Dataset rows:
----------------------------------------

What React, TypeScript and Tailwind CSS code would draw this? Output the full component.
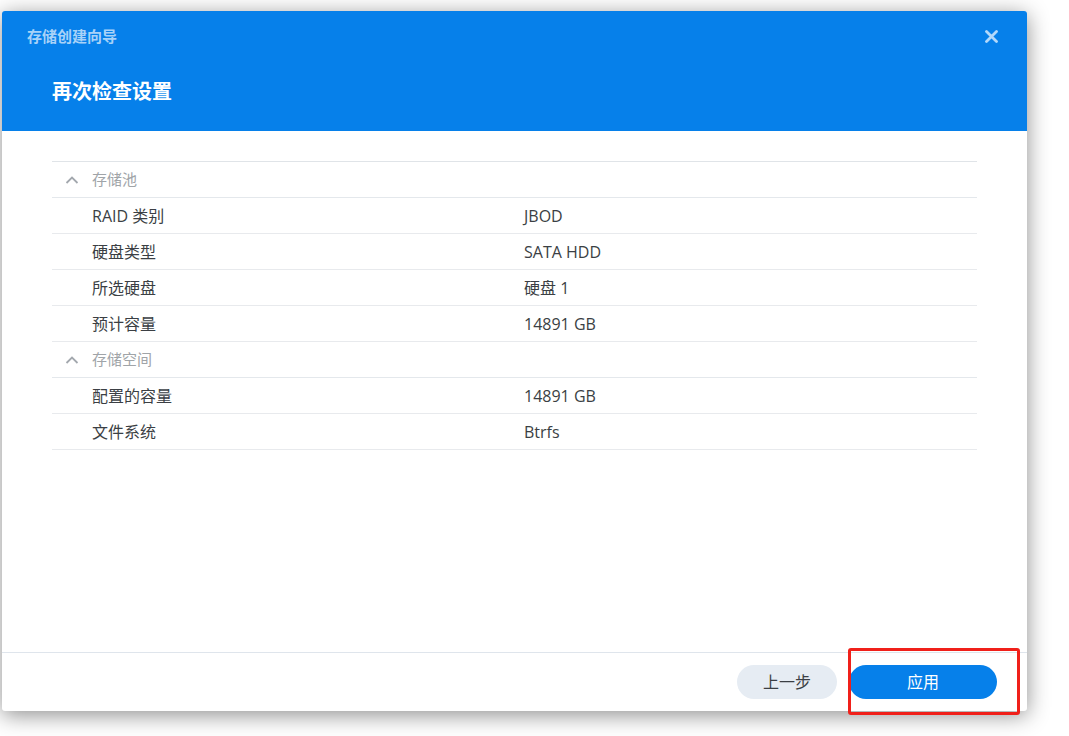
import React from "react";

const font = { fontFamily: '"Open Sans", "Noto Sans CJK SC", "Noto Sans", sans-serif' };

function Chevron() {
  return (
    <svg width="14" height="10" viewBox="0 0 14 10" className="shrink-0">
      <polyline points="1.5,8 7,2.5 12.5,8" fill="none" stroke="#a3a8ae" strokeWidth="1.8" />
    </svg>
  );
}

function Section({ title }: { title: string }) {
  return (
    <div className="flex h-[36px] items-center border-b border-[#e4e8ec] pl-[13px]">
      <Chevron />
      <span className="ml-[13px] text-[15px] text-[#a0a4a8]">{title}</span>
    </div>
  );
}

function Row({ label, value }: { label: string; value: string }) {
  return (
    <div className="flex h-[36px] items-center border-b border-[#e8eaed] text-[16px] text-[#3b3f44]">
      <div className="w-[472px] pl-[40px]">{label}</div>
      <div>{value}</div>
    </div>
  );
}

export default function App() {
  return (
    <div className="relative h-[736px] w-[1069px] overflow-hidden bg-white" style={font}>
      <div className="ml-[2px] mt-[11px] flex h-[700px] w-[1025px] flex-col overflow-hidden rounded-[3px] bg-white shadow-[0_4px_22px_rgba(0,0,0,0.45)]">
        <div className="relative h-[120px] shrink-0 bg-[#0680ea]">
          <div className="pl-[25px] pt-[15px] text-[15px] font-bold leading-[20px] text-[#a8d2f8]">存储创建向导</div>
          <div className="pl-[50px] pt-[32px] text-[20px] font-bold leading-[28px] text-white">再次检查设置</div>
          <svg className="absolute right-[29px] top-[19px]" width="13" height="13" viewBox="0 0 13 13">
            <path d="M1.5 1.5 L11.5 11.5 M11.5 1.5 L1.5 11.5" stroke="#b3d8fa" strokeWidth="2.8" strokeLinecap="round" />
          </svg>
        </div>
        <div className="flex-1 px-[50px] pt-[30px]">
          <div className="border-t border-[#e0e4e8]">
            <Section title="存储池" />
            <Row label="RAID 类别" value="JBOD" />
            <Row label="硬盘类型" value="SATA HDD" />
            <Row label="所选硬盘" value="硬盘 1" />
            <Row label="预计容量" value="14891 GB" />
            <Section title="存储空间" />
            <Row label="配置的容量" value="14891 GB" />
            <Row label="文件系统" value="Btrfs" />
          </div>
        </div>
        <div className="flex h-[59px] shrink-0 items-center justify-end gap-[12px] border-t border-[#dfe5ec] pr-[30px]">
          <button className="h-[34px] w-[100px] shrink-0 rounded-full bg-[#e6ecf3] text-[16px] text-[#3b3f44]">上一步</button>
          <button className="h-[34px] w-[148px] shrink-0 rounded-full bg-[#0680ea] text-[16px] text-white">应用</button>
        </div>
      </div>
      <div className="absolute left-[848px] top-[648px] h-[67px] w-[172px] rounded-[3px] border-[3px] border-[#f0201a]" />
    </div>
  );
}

----------------------------------------

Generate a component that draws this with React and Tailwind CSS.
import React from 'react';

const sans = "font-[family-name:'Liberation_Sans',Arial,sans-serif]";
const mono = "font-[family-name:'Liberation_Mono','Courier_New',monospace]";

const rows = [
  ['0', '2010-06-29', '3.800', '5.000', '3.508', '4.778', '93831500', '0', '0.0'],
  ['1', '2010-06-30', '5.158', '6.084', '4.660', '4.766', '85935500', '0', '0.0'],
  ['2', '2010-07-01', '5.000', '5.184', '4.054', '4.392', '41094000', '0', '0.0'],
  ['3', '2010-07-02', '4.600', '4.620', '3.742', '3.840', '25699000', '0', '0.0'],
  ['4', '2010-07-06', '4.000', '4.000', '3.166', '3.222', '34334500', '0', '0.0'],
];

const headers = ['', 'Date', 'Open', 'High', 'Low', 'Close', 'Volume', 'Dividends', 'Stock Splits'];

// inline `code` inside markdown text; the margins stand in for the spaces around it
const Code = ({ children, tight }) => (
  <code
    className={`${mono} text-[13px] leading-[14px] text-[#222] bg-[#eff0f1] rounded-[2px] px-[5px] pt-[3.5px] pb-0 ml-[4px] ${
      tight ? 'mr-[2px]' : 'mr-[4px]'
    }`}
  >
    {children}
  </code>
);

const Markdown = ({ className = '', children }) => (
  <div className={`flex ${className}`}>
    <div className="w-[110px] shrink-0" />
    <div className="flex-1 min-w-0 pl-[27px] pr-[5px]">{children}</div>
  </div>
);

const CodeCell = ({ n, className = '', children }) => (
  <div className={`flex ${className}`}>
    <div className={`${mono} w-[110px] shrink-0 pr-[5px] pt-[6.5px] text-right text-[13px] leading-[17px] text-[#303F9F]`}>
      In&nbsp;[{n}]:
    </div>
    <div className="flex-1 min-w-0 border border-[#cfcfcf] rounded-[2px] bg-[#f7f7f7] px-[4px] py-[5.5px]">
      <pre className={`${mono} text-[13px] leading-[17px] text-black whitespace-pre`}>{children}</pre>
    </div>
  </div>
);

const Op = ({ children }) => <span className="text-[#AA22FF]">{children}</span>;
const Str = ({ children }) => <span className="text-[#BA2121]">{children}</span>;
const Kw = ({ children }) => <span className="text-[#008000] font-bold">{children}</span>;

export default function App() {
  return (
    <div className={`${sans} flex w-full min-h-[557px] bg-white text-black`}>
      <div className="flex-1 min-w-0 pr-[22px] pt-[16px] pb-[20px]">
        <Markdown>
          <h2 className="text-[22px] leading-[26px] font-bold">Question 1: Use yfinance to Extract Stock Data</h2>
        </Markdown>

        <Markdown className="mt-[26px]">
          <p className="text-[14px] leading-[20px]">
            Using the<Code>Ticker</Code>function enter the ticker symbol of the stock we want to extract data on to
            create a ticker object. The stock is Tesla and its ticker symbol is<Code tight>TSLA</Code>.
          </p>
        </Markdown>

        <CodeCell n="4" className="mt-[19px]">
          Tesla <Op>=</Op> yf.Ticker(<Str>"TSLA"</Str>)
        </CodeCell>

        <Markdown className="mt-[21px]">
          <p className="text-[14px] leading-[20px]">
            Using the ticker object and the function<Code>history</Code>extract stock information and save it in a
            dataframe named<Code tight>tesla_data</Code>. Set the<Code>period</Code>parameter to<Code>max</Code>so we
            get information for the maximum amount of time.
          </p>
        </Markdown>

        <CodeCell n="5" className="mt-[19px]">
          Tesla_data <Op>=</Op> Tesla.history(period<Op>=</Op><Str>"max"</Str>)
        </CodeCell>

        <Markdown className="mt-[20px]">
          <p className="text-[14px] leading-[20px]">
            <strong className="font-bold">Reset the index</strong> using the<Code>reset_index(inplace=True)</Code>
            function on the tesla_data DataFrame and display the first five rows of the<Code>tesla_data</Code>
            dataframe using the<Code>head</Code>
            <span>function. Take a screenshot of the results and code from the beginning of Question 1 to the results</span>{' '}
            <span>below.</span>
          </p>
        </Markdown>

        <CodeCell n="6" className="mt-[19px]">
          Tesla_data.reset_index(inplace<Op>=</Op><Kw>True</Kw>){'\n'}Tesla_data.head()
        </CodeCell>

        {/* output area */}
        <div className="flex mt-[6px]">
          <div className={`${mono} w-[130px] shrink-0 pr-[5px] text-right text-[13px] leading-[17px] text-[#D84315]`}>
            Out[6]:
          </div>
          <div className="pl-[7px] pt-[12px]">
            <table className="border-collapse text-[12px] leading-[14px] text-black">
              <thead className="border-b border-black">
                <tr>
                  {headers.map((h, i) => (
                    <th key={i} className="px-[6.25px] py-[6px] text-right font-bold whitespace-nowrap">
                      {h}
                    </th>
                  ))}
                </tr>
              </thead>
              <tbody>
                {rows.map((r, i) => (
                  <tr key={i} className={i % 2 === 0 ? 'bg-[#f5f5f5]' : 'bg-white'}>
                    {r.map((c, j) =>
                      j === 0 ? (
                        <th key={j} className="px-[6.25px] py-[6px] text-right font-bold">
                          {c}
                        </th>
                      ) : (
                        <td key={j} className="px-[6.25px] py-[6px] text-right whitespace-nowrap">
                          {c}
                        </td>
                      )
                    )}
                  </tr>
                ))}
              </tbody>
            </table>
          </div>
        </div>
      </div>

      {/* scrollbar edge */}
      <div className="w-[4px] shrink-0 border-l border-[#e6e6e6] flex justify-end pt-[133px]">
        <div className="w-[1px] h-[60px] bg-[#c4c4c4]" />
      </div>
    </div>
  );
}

----------------------------------------

_Problem statement_. Check every line of the data, and copy the ones that contain "React".

_Final result_.
What React, TypeScript and Tailwind CSS code would draw this? Output the full component.
import React from "react";
Generate a component that draws this with React and Tailwind CSS.
import React from 'react';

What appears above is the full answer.